Wild
di Jean-Marc Vallé
con Reese Witherspoon, Laura Dern
genere, drammatico, autobiografico
Forte del successo di Dallas Buyers Club, premiato con ben tre statuette d’oro, Jean-Marc
Vallé porta sullo schermo Wild, suo ottavo
lungometraggio.
Adattato dal novellista e sceneggiatore inglese Nick
Horby (Fever Pitch, An Education) a
partire da Wild: from Lost to Found on
the Pacific Cost Trail, scritto autobiografico di Cheryl Strayed –nel
film interpretata da Reese Witherspoon, il film narra la parabola di caduta, e redenzione –?– della
giovane che nel 1995 percorse da sola le 2650 miglia del sentiero montuoso che
conduce dal Messico al Canada.
Con
sette pazzi ma splendidi anni di matrimonio alle spalle, il lutto della madre -suo
baricentro, migliore amica e compagna di studi-, una gravidanza non programmata,
sola come un cane e reduce da una vita promiscua come eroinomane, Cheryl decide
di intraprendere un percorso fisico e spirituale per i luoghi più sperduti e
meno frequentati della sua terra
In
accordo col topos- o forse clichè-, che accompagna la cultura occidentale
da Chaucher a Kerouac, passando per Proust, secondo cui il vero viaggio di scoperta non consiste nel cercare nuove
terre, ma nell'avere nuovi occhi, ancor
prima di giungere a destinazione la protagonista riesce ad avere una visione
gestaltica sulla sua realtà e a liberarsi dai fantasmi che la perseguitano.
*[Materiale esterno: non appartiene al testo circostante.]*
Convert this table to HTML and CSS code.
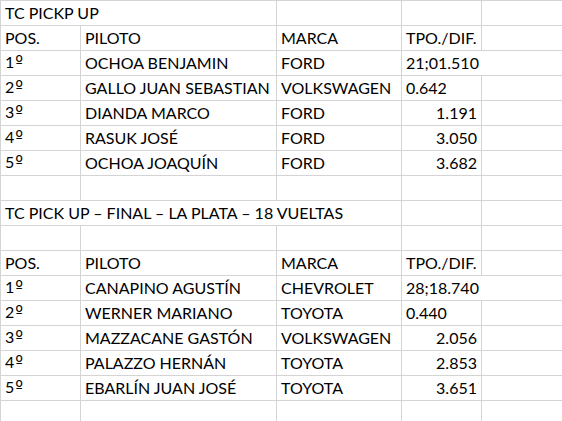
FILE: index.html
```html
<!DOCTYPE html>
<html>
<head>
<meta charset="utf-8">
<link rel="stylesheet" href="styles.css">
</head>
<body>
<table class="sheet">
  <colgroup>
    <col class="c-a"><col class="c-b"><col class="c-c"><col class="c-d"><col class="c-e">
  </colgroup>
  <tr><td colspan="2">TC PICKP UP</td><td></td><td></td><td></td></tr>
  <tr><td>POS.</td><td>PILOTO</td><td>MARCA</td><td>TPO./DIF.</td><td></td></tr>
  <tr><td>1<span class="ord">º</span></td><td>OCHOA BENJAMIN</td><td>FORD</td><td colspan="2">21;01.510</td></tr>
  <tr><td>2<span class="ord">º</span></td><td>GALLO JUAN SEBASTIAN</td><td>VOLKSWAGEN</td><td>0.642</td><td></td></tr>
  <tr><td>3<span class="ord">º</span></td><td>DIANDA MARCO</td><td>FORD</td><td class="num">1.191</td><td></td></tr>
  <tr><td>4<span class="ord">º</span></td><td>RASUK JOSÉ</td><td>FORD</td><td class="num">3.050</td><td></td></tr>
  <tr><td>5<span class="ord">º</span></td><td>OCHOA JOAQUÍN</td><td>FORD</td><td class="num">3.682</td><td></td></tr>
  <tr><td></td><td></td><td></td><td></td><td></td></tr>
  <tr><td colspan="3">TC PICK UP – FINAL – LA PLATA – 18 VUELTAS</td><td></td><td></td></tr>
  <tr><td></td><td></td><td></td><td></td><td></td></tr>
  <tr><td>POS.</td><td>PILOTO</td><td>MARCA</td><td>TPO./DIF.</td><td></td></tr>
  <tr><td>1<span class="ord">º</span></td><td>CANAPINO AGUSTÍN</td><td>CHEVROLET</td><td colspan="2">28;18.740</td></tr>
  <tr><td>2<span class="ord">º</span></td><td>WERNER MARIANO</td><td>TOYOTA</td><td>0.440</td><td></td></tr>
  <tr><td>3<span class="ord">º</span></td><td>MAZZACANE GASTÓN</td><td>VOLKSWAGEN</td><td class="num">2.056</td><td></td></tr>
  <tr><td>4<span class="ord">º</span></td><td>PALAZZO HERNÁN</td><td>TOYOTA</td><td class="num">2.853</td><td></td></tr>
  <tr><td>5<span class="ord">º</span></td><td>EBARLÍN JUAN JOSÉ</td><td>TOYOTA</td><td class="num">3.651</td><td></td></tr>
  <tr><td></td><td></td><td></td><td></td><td></td></tr>
</table>
</body>
</html>
```
FILE: styles.css
```css
html, body {
  margin: 0;
  padding: 0;
  background: #ffffff;
}
body {
  font-family: Lato, "Open Sans", sans-serif;
  font-size: 16px;
  color: #000000;
  overflow: hidden;
}
.sheet {
  border-collapse: collapse;
  table-layout: fixed;
  width: 562px;
}
.c-a { width: 80px; }
.c-b { width: 196px; }
.c-c { width: 125px; }
.c-d { width: 80px; }
.c-e { width: 81px; }
.sheet td {
  border: 1px solid #d4d4d4;
  height: 22px;
  padding: 0 4px 2px 4px;
  line-height: 20px;
  vertical-align: bottom;
  white-space: nowrap;
  overflow: visible;
  text-align: left;
}
.sheet td.num {
  text-align: right;
}
.ord {
  font-family: "DejaVu Sans", sans-serif;
  font-size: 16.5px;
  margin-left: 1px;
}
```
Se
Cheryl riesce a raggiungere la sua meta, lo stesso non si può affermare con
certezza per Vallée, che, attraverso metafore e allogorie
imbarazzanti (una su tutte: come Cheryl deve disfarsi di certi fardelli
ereditati dalla sua vita passata, così le persone che incontrerà sulla via l’aiuteranno
a gestire meglio l’enorme bagaglio), imbastisce una narrazione sì evocativa e
suggestiva, ma carente di continuità e logica.
In questo senso l’utilizzo del flash-back, oltre che
avvicinare pericolosamente "Wild" a "Into the Wild" –per il percorso di
liberazione del protagonista– e Nynphomaniac
–per l’abuso del sesso quale mezzo di evasione–, crea un vero e proprio iato
concettuale tra il prima e il dopo, rendendo poco chiari i motivi che hanno
condotto la giovane a compiere certe scelte.
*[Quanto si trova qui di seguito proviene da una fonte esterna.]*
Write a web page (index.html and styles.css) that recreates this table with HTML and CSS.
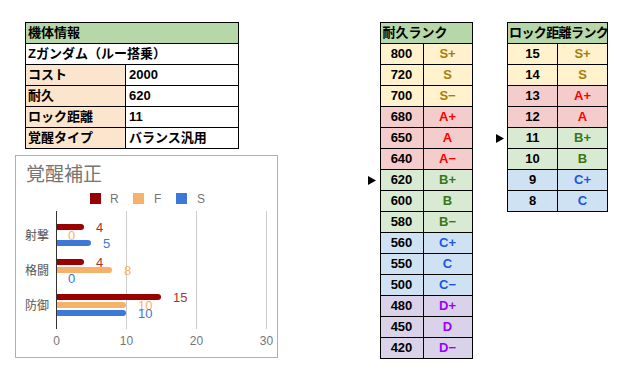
FILE: index.html
```html
<!DOCTYPE html>
<html lang="ja">
<head>
<meta charset="utf-8">
<link rel="stylesheet" href="styles.css">
</head>
<body>
<div class="page">
  <div class="left">
    <table class="sheet info">
      <colgroup><col class="c-label"><col class="c-value"></colgroup>
      <tr><td colspan="2" class="hdr">機体情報</td></tr>
      <tr><td colspan="2" class="plain">Zガンダム（ルー搭乗）</td></tr>
      <tr><td class="lbl">コスト</td><td class="val">2000</td></tr>
      <tr><td class="lbl">耐久</td><td class="val">620</td></tr>
      <tr><td class="lbl">ロック距離</td><td class="val">11</td></tr>
      <tr><td class="lbl">覚醒タイプ</td><td class="val">バランス汎用</td></tr>
    </table>
    <div class="chart">
      <svg class="chart-svg" width="261" height="201" viewBox="0 0 261 201">
        <text x="10" y="25" class="ttl">覚醒補正</text>
        <rect x="74" y="37" width="11" height="11" fill="#990000"/>
        <text x="94" y="46.5" class="lgd">R</text>
        <rect x="117" y="37" width="11" height="11" fill="#f6b26b"/>
        <text x="138" y="46.5" class="lgd">F</text>
        <rect x="160" y="37" width="11" height="11" fill="#3c78d8"/>
        <text x="181" y="46.5" class="lgd">S</text>

        <line x1="110.5" y1="55" x2="110.5" y2="173" class="grid"/>
        <line x1="180.5" y1="55" x2="180.5" y2="173" class="grid"/>
        <line x1="250.5" y1="55" x2="250.5" y2="173" class="grid"/>

        <path d="M40 68 h25 a3 3 0 0 1 0 6 h-25 z" fill="#990000"/>
        <path d="M40 84 h32 a3 3 0 0 1 0 6 h-32 z" fill="#3c78d8"/>
        <path d="M40 103 h25 a3 3 0 0 1 0 6 h-25 z" fill="#990000"/>
        <path d="M40 111 h53 a3 3 0 0 1 0 6 h-53 z" fill="#f6b26b"/>
        <path d="M40 138 h102 a3 3 0 0 1 0 6 h-102 z" fill="#990000"/>
        <path d="M40 146 h67 a3 3 0 0 1 0 6 h-67 z" fill="#f6b26b"/>
        <path d="M40 154 h67 a3 3 0 0 1 0 6 h-67 z" fill="#3c78d8"/>

        <line x1="40.5" y1="55" x2="40.5" y2="173" class="axis"/>

        <text x="80" y="75.5" class="v vr">4</text>
        <text x="52" y="83.5" class="v vf">0</text>
        <text x="87" y="91.5" class="v vs">5</text>
        <text x="80" y="110.5" class="v vr">4</text>
        <text x="108" y="118.5" class="v vf">8</text>
        <text x="52" y="126.5" class="v vs">0</text>
        <text x="157" y="145.5" class="v vr">15</text>
        <text x="122" y="153.5" class="v vf">10</text>
        <text x="122" y="161.5" class="v vs">10</text>

        <text x="33" y="83.5" class="cat">射撃</text>
        <text x="33" y="118.5" class="cat">格闘</text>
        <text x="33" y="153.5" class="cat">防御</text>

        <text x="40.5" y="189" class="tick">0</text>
        <text x="110.5" y="189" class="tick">10</text>
        <text x="180.5" y="189" class="tick">20</text>
        <text x="250.5" y="189" class="tick">30</text>
      </svg>
    </div>
  </div>

  <table class="sheet rank hp">
    <colgroup><col class="c-arrow"><col class="c-num"><col class="c-rank"></colgroup>
    <tr><td class="arr"></td><td colspan="2" class="hdr">耐久ランク</td></tr>
    <tr class="s"><td class="arr"></td><td class="num">800</td><td class="rk">S+</td></tr>
    <tr class="s"><td class="arr"></td><td class="num">720</td><td class="rk">S</td></tr>
    <tr class="s"><td class="arr"></td><td class="num">700</td><td class="rk">S−</td></tr>
    <tr class="a"><td class="arr"></td><td class="num">680</td><td class="rk">A+</td></tr>
    <tr class="a"><td class="arr"></td><td class="num">650</td><td class="rk">A</td></tr>
    <tr class="a"><td class="arr"></td><td class="num">640</td><td class="rk">A−</td></tr>
    <tr class="b"><td class="arr"><svg class="tri" width="8" height="9" viewBox="0 0 8 9"><polygon points="0,0 8,4.5 0,9"/></svg></td><td class="num">620</td><td class="rk">B+</td></tr>
    <tr class="b"><td class="arr"></td><td class="num">600</td><td class="rk">B</td></tr>
    <tr class="b"><td class="arr"></td><td class="num">580</td><td class="rk">B−</td></tr>
    <tr class="c"><td class="arr"></td><td class="num">560</td><td class="rk">C+</td></tr>
    <tr class="c"><td class="arr"></td><td class="num">550</td><td class="rk">C</td></tr>
    <tr class="c"><td class="arr"></td><td class="num">500</td><td class="rk">C−</td></tr>
    <tr class="d"><td class="arr"></td><td class="num">480</td><td class="rk">D+</td></tr>
    <tr class="d"><td class="arr"></td><td class="num">450</td><td class="rk">D</td></tr>
    <tr class="d"><td class="arr"></td><td class="num">420</td><td class="rk">D−</td></tr>
  </table>

  <table class="sheet rank lock">
    <colgroup><col class="c-arrow"><col class="c-num2"><col class="c-rank2"></colgroup>
    <tr><td class="arr"></td><td colspan="2" class="hdr">ロック距離ランク</td></tr>
    <tr class="s"><td class="arr"></td><td class="num">15</td><td class="rk">S+</td></tr>
    <tr class="s"><td class="arr"></td><td class="num">14</td><td class="rk">S</td></tr>
    <tr class="a"><td class="arr"></td><td class="num">13</td><td class="rk">A+</td></tr>
    <tr class="a"><td class="arr"></td><td class="num">12</td><td class="rk">A</td></tr>
    <tr class="b"><td class="arr"><svg class="tri" width="8" height="9" viewBox="0 0 8 9"><polygon points="0,0 8,4.5 0,9"/></svg></td><td class="num">11</td><td class="rk">B+</td></tr>
    <tr class="b"><td class="arr"></td><td class="num">10</td><td class="rk">B</td></tr>
    <tr class="c"><td class="arr"></td><td class="num">9</td><td class="rk">C+</td></tr>
    <tr class="c"><td class="arr"></td><td class="num">8</td><td class="rk">C</td></tr>
  </table>
</div>
</body>
</html>
```

FILE: styles.css
```css
html, body {
  margin: 0;
  padding: 0;
  background: #ffffff;
}

.page {
  display: flex;
  align-items: flex-start;
  padding-top: 22px;
  font-family: "Liberation Sans", "Noto Sans CJK JP", sans-serif;
}

.left {
  margin-left: 15px;
  width: 263px;
  display: flex;
  flex-direction: column;
}

.sheet {
  border-collapse: collapse;
  table-layout: fixed;
  font-size: 13px;
  font-weight: bold;
  color: #000;
}

.sheet td {
  border: 1px solid #000;
  padding: 0;
  height: 20px;
  line-height: 20px;
  white-space: nowrap;
  overflow: hidden;
}

.info {
  margin-left: 10px;
  width: 213px;
}

.c-label { width: 100px; }
.c-value { width: 113px; }

.hdr {
  background: #b6d7a8;
  padding-left: 2px !important;
  text-align: left;
}

.plain {
  background: #fff;
  padding-left: 2px !important;
}

.lbl {
  background: #fce5cd;
  padding-left: 2px !important;
}

.val {
  background: #fff;
  padding-left: 3px !important;
}

.chart {
  margin-top: 6px;
  width: 261px;
  height: 201px;
  border: 1px solid #b0b0b0;
}

.chart-svg {
  display: block;
}

.ttl {
  font-family: "Noto Sans CJK JP", sans-serif;
  font-size: 19px;
  fill: #757575;
}

.lgd {
  font-family: "Liberation Sans", sans-serif;
  font-size: 12px;
  fill: #757575;
}

.grid {
  stroke: #cccccc;
  stroke-width: 1;
}

.axis {
  stroke: #333333;
  stroke-width: 1;
}

.v {
  font-family: "Liberation Sans", sans-serif;
  font-size: 13px;
}
.vr { fill: #a8322a; }
.vf { fill: #f6b26b; }
.vs { fill: #3c78d8; }

.cat {
  font-family: "Noto Sans CJK JP", sans-serif;
  font-size: 12px;
  fill: #555555;
  text-anchor: end;
}

.tick {
  font-family: "Liberation Sans", sans-serif;
  font-size: 12px;
  fill: #757575;
  text-anchor: middle;
}

.rank.hp {
  margin-left: 88px;
  width: 106px;
}

.rank.lock {
  margin-left: 21px;
  width: 114px;
}

.c-arrow { width: 14px; }
.c-num { width: 43px; }
.c-rank { width: 49px; }
.c-num2 { width: 50px; }
.c-rank2 { width: 50px; }

.sheet td.arr {
  border: none;
  background: transparent;
  text-align: left;
  vertical-align: middle;
  padding-left: 2px;
}

.tri {
  display: block;
  fill: #000;
}

.num { text-align: center; }
.rk { text-align: center; }

.lock .hdr {
  padding-left: 1px !important;
  letter-spacing: -0.6px;
}

.s td.num, .s td.rk { background: #fff2cc; }
.a td.num, .a td.rk { background: #f4cccc; }
.b td.num, .b td.rk { background: #d9ead3; }
.c td.num, .c td.rk { background: #cfe2f3; }
.d td.num, .d td.rk { background: #d9d2e9; }

.s .rk { color: #a67d0c; }
.a .rk { color: #ff0000; }
.b .rk { color: #38761d; }
.c .rk { color: #1c56e0; }
.d .rk { color: #9900ff; }
```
La pellicola è cosparsa da una qual certa aura
femminista, inindagata e del tutto gratuita. Dicotomica è anche la
presentazione della figura maschile: se prima di iniziare il percorso gli
uomini erano per Cheryl legati solamente ad una vita insana all’insegno di
sesso droga –e poco rock and roll ma
molta poesia-, ora più volte la salvano donandole acqua e cibo nel momento del
bisogno.
Più che di un viaggio di scoperta si tratta per
Cheryl di un percorso di purificazione: in negativo, di liberazione dall’eroina
e da un’esistenza selvaggia, in positivo di accettazione e –letteralmente-
com-prensione dei moniti della madre, come you
can put yourself in the way of beauty, che risuonano lungo tutto il
percorso e la pellicola sotto forma di un’invadente flusso di coscienza.